◆ Challenge ◆
Exactly reproduce all the records, keeping pictures out of the copy.

◆ Data ◆
----

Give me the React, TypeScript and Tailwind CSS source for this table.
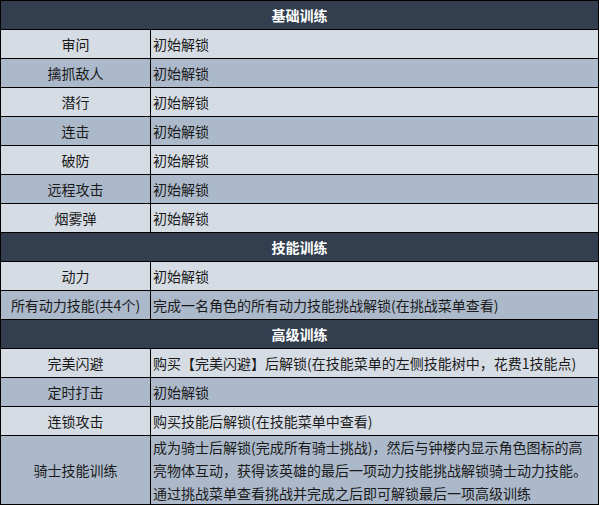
import React from "react";

const LIGHT = "bg-[#d6dce4]";
const DARK = "bg-[#acb9ca]";

type Row = { name: string; desc: React.ReactNode; dark: boolean; tall?: boolean };

function Header({ title }: { title: string }) {
  return (
    <div className="h-[29px] border-b border-black bg-[#333f4f] flex items-center justify-center text-white font-bold text-[14px]">
      {title}
    </div>
  );
}

function DataRow({ r }: { r: Row }) {
  return (
    <div className={`flex border-b border-black ${r.dark ? DARK : LIGHT} ${r.tall ? "h-[69px]" : "h-[29px]"}`}>
      <div className="w-[150px] shrink-0 border-r border-black flex items-center justify-center">{r.name}</div>
      <div className="flex-1 flex flex-col justify-center pl-[2px] leading-[23px]">{r.desc}</div>
    </div>
  );
}

const basic: Row[] = [
  { name: "审问", desc: "初始解锁", dark: false },
  { name: "擒抓敌人", desc: "初始解锁", dark: true },
  { name: "潜行", desc: "初始解锁", dark: false },
  { name: "连击", desc: "初始解锁", dark: true },
  { name: "破防", desc: "初始解锁", dark: false },
  { name: "远程攻击", desc: "初始解锁", dark: true },
  { name: "烟雾弹", desc: "初始解锁", dark: false },
];

const skill: Row[] = [
  { name: "动力", desc: "初始解锁", dark: false },
  { name: "所有动力技能(共4个)", desc: "完成一名角色的所有动力技能挑战解锁(在挑战菜单查看)", dark: true },
];

const adv: Row[] = [
  { name: "完美闪避", desc: "购买【完美闪避】后解锁(在技能菜单的左侧技能树中，花费1技能点)", dark: false },
  { name: "定时打击", desc: "初始解锁", dark: true },
  { name: "连锁攻击", desc: "购买技能后解锁(在技能菜单中查看)", dark: false },
  {
    name: "骑士技能训练",
    dark: true,
    tall: true,
    desc: (
      <>
        <div className="whitespace-nowrap">成为骑士后解锁(完成所有骑士挑战)，然后与钟楼内显示角色图标的高</div>
        <div className="whitespace-nowrap">亮物体互动，获得该英雄的最后一项动力技能挑战解锁骑士动力技能。</div>
        <div className="whitespace-nowrap">通过挑战菜单查看挑战并完成之后即可解锁最后一项高级训练</div>
      </>
    ),
  },
];

export default function App() {
  return (
    <div className="w-[600px] h-[505px] bg-white">
      <div
        className="w-[599px] border-l border-t border-r border-black text-[14px] text-[#1a1a1a]"
        style={{ fontFamily: '"Noto Sans CJK SC", "Microsoft YaHei", sans-serif' }}
      >
        <Header title="基础训练" />
        {basic.map((r) => (
          <DataRow key={r.name} r={r} />
        ))}
        <Header title="技能训练" />
        {skill.map((r) => (
          <DataRow key={r.name} r={r} />
        ))}
        <Header title="高级训练" />
        {adv.map((r) => (
          <DataRow key={r.name} r={r} />
        ))}
      </div>
    </div>
  );
}
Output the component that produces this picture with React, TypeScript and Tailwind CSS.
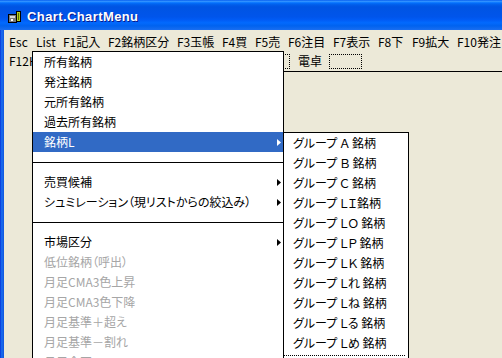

----

◆ Correct response ◆
Give me the React, TypeScript and Tailwind CSS source for this table.
import React from "react";

const LIGHT = "bg-[#d6dce4]";
const DARK = "bg-[#acb9ca]";

type Row = { name: string; desc: React.ReactNode; dark: boolean; tall?: boolean };

function Header({ title }: { title: string }) {
  return (
    <div className="h-[29px] border-b border-black bg-[#333f4f] flex items-center justify-center text-white font-bold text-[14px]">
      {title}
    </div>
  );
}

function DataRow({ r }: { r: Row }) {
  return (
    <div className={`flex border-b border-black ${r.dark ? DARK : LIGHT} ${r.tall ? "h-[69px]" : "h-[29px]"}`}>
      <div className="w-[150px] shrink-0 border-r border-black flex items-center justify-center">{r.name}</div>
      <div className="flex-1 flex flex-col justify-center pl-[2px] leading-[23px]">{r.desc}</div>
    </div>
  );
}

const basic: Row[] = [
  { name: "审问", desc: "初始解锁", dark: false },
  { name: "擒抓敌人", desc: "初始解锁", dark: true },
  { name: "潜行", desc: "初始解锁", dark: false },
  { name: "连击", desc: "初始解锁", dark: true },
  { name: "破防", desc: "初始解锁", dark: false },
  { name: "远程攻击", desc: "初始解锁", dark: true },
  { name: "烟雾弹", desc: "初始解锁", dark: false },
];

const skill: Row[] = [
  { name: "动力", desc: "初始解锁", dark: false },
  { name: "所有动力技能(共4个)", desc: "完成一名角色的所有动力技能挑战解锁(在挑战菜单查看)", dark: true },
];

const adv: Row[] = [
  { name: "完美闪避", desc: "购买【完美闪避】后解锁(在技能菜单的左侧技能树中，花费1技能点)", dark: false },
  { name: "定时打击", desc: "初始解锁", dark: true },
  { name: "连锁攻击", desc: "购买技能后解锁(在技能菜单中查看)", dark: false },
  {
    name: "骑士技能训练",
    dark: true,
    tall: true,
    desc: (
      <>
        <div className="whitespace-nowrap">成为骑士后解锁(完成所有骑士挑战)，然后与钟楼内显示角色图标的高</div>
        <div className="whitespace-nowrap">亮物体互动，获得该英雄的最后一项动力技能挑战解锁骑士动力技能。</div>
        <div className="whitespace-nowrap">通过挑战菜单查看挑战并完成之后即可解锁最后一项高级训练</div>
      </>
    ),
  },
];

export default function App() {
  return (
    <div className="w-[600px] h-[505px] bg-white">
      <div
        className="w-[599px] border-l border-t border-r border-black text-[14px] text-[#1a1a1a]"
        style={{ fontFamily: '"Noto Sans CJK SC", "Microsoft YaHei", sans-serif' }}
      >
        <Header title="基础训练" />
        {basic.map((r) => (
          <DataRow key={r.name} r={r} />
        ))}
        <Header title="技能训练" />
        {skill.map((r) => (
          <DataRow key={r.name} r={r} />
        ))}
        <Header title="高级训练" />
        {adv.map((r) => (
          <DataRow key={r.name} r={r} />
        ))}
      </div>
    </div>
  );
}
Output the component that produces this picture with React, TypeScript and Tailwind CSS.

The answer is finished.